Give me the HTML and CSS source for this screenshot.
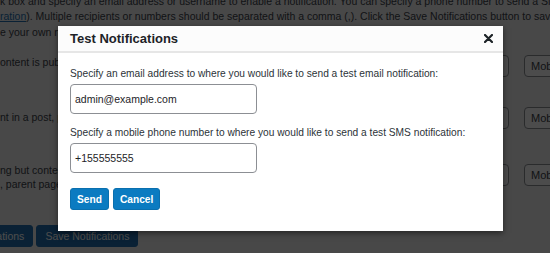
FILE: index.html
```html
<!DOCTYPE html>
<html>
<head>
<meta charset="utf-8">
<link rel="stylesheet" href="styles.css">
</head>
<body>
<div class="page">
  <div class="intro">
    <p class="line l1">k box and specify an email address or username to enable a notification. You can specify a phone number to send a SMS notification.</p>
    <p class="line l2"><a href="#">ration</a>). Multiple recipients or numbers should be separated with a comma (,). Click the Save Notifications button to save the changes.</p>
    <p class="line l3">e your own notifications for the events below.</p>
  </div>
  <div class="rows">
    <div class="row r1">
      <div class="desc"><span>ontent is published</span></div>
      <div class="fields"><span class="email-box"></span><span class="mobile-box">Mobile</span></div>
    </div>
    <div class="row r2">
      <div class="desc"><span>nt in a post, page</span></div>
      <div class="fields"><span class="email-box"></span><span class="mobile-box">Mobile</span></div>
    </div>
    <div class="row r3">
      <div class="desc"><span>ng but content</span><span>, parent page</span></div>
      <div class="fields"><span class="email-box"></span><span class="mobile-box">Mobile</span></div>
    </div>
  </div>
  <div class="actions">
    <button class="wp-btn first">Test Notifications</button>
    <button class="wp-btn">Save Notifications</button>
  </div>
</div>
<div class="overlay"></div>
<div class="modal">
  <div class="modal-head">
    <h2 class="modal-title">Test Notifications</h2>
    <span class="close"><svg width="9" height="9" viewBox="0 0 9 9"><path d="M1 1L8 8M8 1L1 8" stroke="#1d2327" stroke-width="2.2" stroke-linecap="round"/></svg></span>
  </div>
  <div class="modal-body">
    <label class="label">Specify an email address to where you would like to send a test email notification:</label>
    <div class="input">admin@example.com</div>
    <label class="label second">Specify a mobile phone number to where you would like to send a test SMS notification:</label>
    <div class="input">+155555555</div>
    <div class="buttons">
      <button class="btn">Send</button>
      <button class="btn">Cancel</button>
    </div>
  </div>
</div>
</body>
</html>
```

FILE: styles.css
```css
html, body {
  margin: 0;
  padding: 0;
}
body {
  width: 550px;
  height: 253px;
  overflow: hidden;
  background: #f0f0f1;
  font-family: "Liberation Sans", Arial, sans-serif;
  color: #3c434a;
  position: relative;
}
.page {
  font-size: 10.5px;
}
.intro {
  margin-top: -6px;
}
.line {
  margin: 0;
  white-space: nowrap;
  line-height: 15px;
}
.line a {
  color: #2271b1;
  text-decoration: underline;
}
.l3 {
  margin-top: 1px;
}
.rows {
  display: flex;
  flex-direction: column;
  margin-top: 15px;
}
.row {
  display: flex;
  justify-content: space-between;
  align-items: flex-start;
}
.r1 { height: 52px; }
.r2 { height: 57px; }
.r3 { height: 57px; }
.desc {
  display: flex;
  flex-direction: column;
  line-height: 14px;
  white-space: nowrap;
}
.r1 .desc { padding-top: 0; }
.r2 .desc { padding-top: 3px; }
.r3 .desc { margin-top: -1px; }
.fields {
  display: flex;
  gap: 15px;
  margin-right: -42px;
}
.email-box, .mobile-box {
  display: block;
  height: 20px;
  border: 1px solid #8c8f94;
  border-radius: 4px;
  background: #fff;
  box-sizing: content-box;
}
.email-box { width: 120px; }
.mobile-box {
  width: 60px;
  padding-left: 6px;
  line-height: 20px;
  font-size: 11px;
  color: #3c434a;
}
.actions {
  display: flex;
  gap: 3px;
  margin-left: -64px;
  margin-top: 4px;
}
.wp-btn {
  font-family: inherit;
  font-size: 10.5px;
  height: 22px;
  padding: 0 8px;
  border: 1px solid #2271b1;
  border-radius: 3px;
  background: #2271b1;
  color: #fff;
}
.overlay {
  position: absolute;
  inset: 0;
  background: rgba(0, 0, 0, 0.7);
}
.modal {
  position: absolute;
  left: 58px;
  top: 26px;
  width: 445px;
  height: 205px;
  background: #fff;
  box-shadow: 0 2px 6px rgba(0, 0, 0, 0.5);
  display: flex;
  flex-direction: column;
}
.modal-head {
  height: 25px;
  background: #fcfcfc;
  border-bottom: 2px solid #e6e6e6;
  display: flex;
  align-items: center;
  justify-content: space-between;
  padding: 0 10px 0 12px;
}
.modal-title {
  margin: 0;
  font-size: 13px;
  font-weight: bold;
  color: #1d2327;
  line-height: 16px;
}
.close {
  display: flex;
  margin-top: -1px;
}
.modal-body {
  padding: 14px 12px 0 12px;
  display: flex;
  flex-direction: column;
  align-items: flex-start;
}
.label {
  font-size: 10.2px;
  line-height: 14px;
  color: #2c3338;
  white-space: nowrap;
}
.label.second {
  margin-top: 12px;
}
.input {
  margin-top: 3px;
  width: 181px;
  height: 28px;
  border: 1px solid #8c8f94;
  border-radius: 4px;
  box-sizing: content-box;
  padding: 0 0 0 4px;
  font-size: 10.5px;
  line-height: 28px;
  color: #1d2327;
}
.buttons {
  display: flex;
  gap: 4px;
  margin-top: 15px;
}
.btn {
  font-family: inherit;
  font-size: 10.2px;
  font-weight: bold;
  height: 22px;
  padding: 0 6px;
  border: 1px solid #0a6fae;
  border-radius: 3px;
  background: #0b7bc1;
  color: #fff;
}
```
· · · ·
▸ Problem:
Reproduce the listing word for word and omit its pictures.

▸ Written answer:
Give me the HTML and CSS source for this screenshot.
FILE: index.html
```html
<!DOCTYPE html>
<html>
<head>
<meta charset="utf-8">
<link rel="stylesheet" href="styles.css">
</head>
<body>
<div class="page">
  <div class="intro">
    <p class="line l1">k box and specify an email address or username to enable a notification. You can specify a phone number to send a SMS notification.</p>
    <p class="line l2"><a href="#">ration</a>). Multiple recipients or numbers should be separated with a comma (,). Click the Save Notifications button to save the changes.</p>
    <p class="line l3">e your own notifications for the events below.</p>
  </div>
  <div class="rows">
    <div class="row r1">
      <div class="desc"><span>ontent is published</span></div>
      <div class="fields"><span class="email-box"></span><span class="mobile-box">Mobile</span></div>
    </div>
    <div class="row r2">
      <div class="desc"><span>nt in a post, page</span></div>
      <div class="fields"><span class="email-box"></span><span class="mobile-box">Mobile</span></div>
    </div>
    <div class="row r3">
      <div class="desc"><span>ng but content</span><span>, parent page</span></div>
      <div class="fields"><span class="email-box"></span><span class="mobile-box">Mobile</span></div>
    </div>
  </div>
  <div class="actions">
    <button class="wp-btn first">Test Notifications</button>
    <button class="wp-btn">Save Notifications</button>
  </div>
</div>
<div class="overlay"></div>
<div class="modal">
  <div class="modal-head">
    <h2 class="modal-title">Test Notifications</h2>
    <span class="close"><svg width="9" height="9" viewBox="0 0 9 9"><path d="M1 1L8 8M8 1L1 8" stroke="#1d2327" stroke-width="2.2" stroke-linecap="round"/></svg></span>
  </div>
  <div class="modal-body">
    <label class="label">Specify an email address to where you would like to send a test email notification:</label>
    <div class="input">admin@example.com</div>
    <label class="label second">Specify a mobile phone number to where you would like to send a test SMS notification:</label>
    <div class="input">+155555555</div>
    <div class="buttons">
      <button class="btn">Send</button>
      <button class="btn">Cancel</button>
    </div>
  </div>
</div>
</body>
</html>
```

FILE: styles.css
```css
html, body {
  margin: 0;
  padding: 0;
}
body {
  width: 550px;
  height: 253px;
  overflow: hidden;
  background: #f0f0f1;
  font-family: "Liberation Sans", Arial, sans-serif;
  color: #3c434a;
  position: relative;
}
.page {
  font-size: 10.5px;
}
.intro {
  margin-top: -6px;
}
.line {
  margin: 0;
  white-space: nowrap;
  line-height: 15px;
}
.line a {
  color: #2271b1;
  text-decoration: underline;
}
.l3 {
  margin-top: 1px;
}
.rows {
  display: flex;
  flex-direction: column;
  margin-top: 15px;
}
.row {
  display: flex;
  justify-content: space-between;
  align-items: flex-start;
}
.r1 { height: 52px; }
.r2 { height: 57px; }
.r3 { height: 57px; }
.desc {
  display: flex;
  flex-direction: column;
  line-height: 14px;
  white-space: nowrap;
}
.r1 .desc { padding-top: 0; }
.r2 .desc { padding-top: 3px; }
.r3 .desc { margin-top: -1px; }
.fields {
  display: flex;
  gap: 15px;
  margin-right: -42px;
}
.email-box, .mobile-box {
  display: block;
  height: 20px;
  border: 1px solid #8c8f94;
  border-radius: 4px;
  background: #fff;
  box-sizing: content-box;
}
.email-box { width: 120px; }
.mobile-box {
  width: 60px;
  padding-left: 6px;
  line-height: 20px;
  font-size: 11px;
  color: #3c434a;
}
.actions {
  display: flex;
  gap: 3px;
  margin-left: -64px;
  margin-top: 4px;
}
.wp-btn {
  font-family: inherit;
  font-size: 10.5px;
  height: 22px;
  padding: 0 8px;
  border: 1px solid #2271b1;
  border-radius: 3px;
  background: #2271b1;
  color: #fff;
}
.overlay {
  position: absolute;
  inset: 0;
  background: rgba(0, 0, 0, 0.7);
}
.modal {
  position: absolute;
  left: 58px;
  top: 26px;
  width: 445px;
  height: 205px;
  background: #fff;
  box-shadow: 0 2px 6px rgba(0, 0, 0, 0.5);
  display: flex;
  flex-direction: column;
}
.modal-head {
  height: 25px;
  background: #fcfcfc;
  border-bottom: 2px solid #e6e6e6;
  display: flex;
  align-items: center;
  justify-content: space-between;
  padding: 0 10px 0 12px;
}
.modal-title {
  margin: 0;
  font-size: 13px;
  font-weight: bold;
  color: #1d2327;
  line-height: 16px;
}
.close {
  display: flex;
  margin-top: -1px;
}
.modal-body {
  padding: 14px 12px 0 12px;
  display: flex;
  flex-direction: column;
  align-items: flex-start;
}
.label {
  font-size: 10.2px;
  line-height: 14px;
  color: #2c3338;
  white-space: nowrap;
}
.label.second {
  margin-top: 12px;
}
.input {
  margin-top: 3px;
  width: 181px;
  height: 28px;
  border: 1px solid #8c8f94;
  border-radius: 4px;
  box-sizing: content-box;
  padding: 0 0 0 4px;
  font-size: 10.5px;
  line-height: 28px;
  color: #1d2327;
}
.buttons {
  display: flex;
  gap: 4px;
  margin-top: 15px;
}
.btn {
  font-family: inherit;
  font-size: 10.2px;
  font-weight: bold;
  height: 22px;
  padding: 0 6px;
  border: 1px solid #0a6fae;
  border-radius: 3px;
  background: #0b7bc1;
  color: #fff;
}
```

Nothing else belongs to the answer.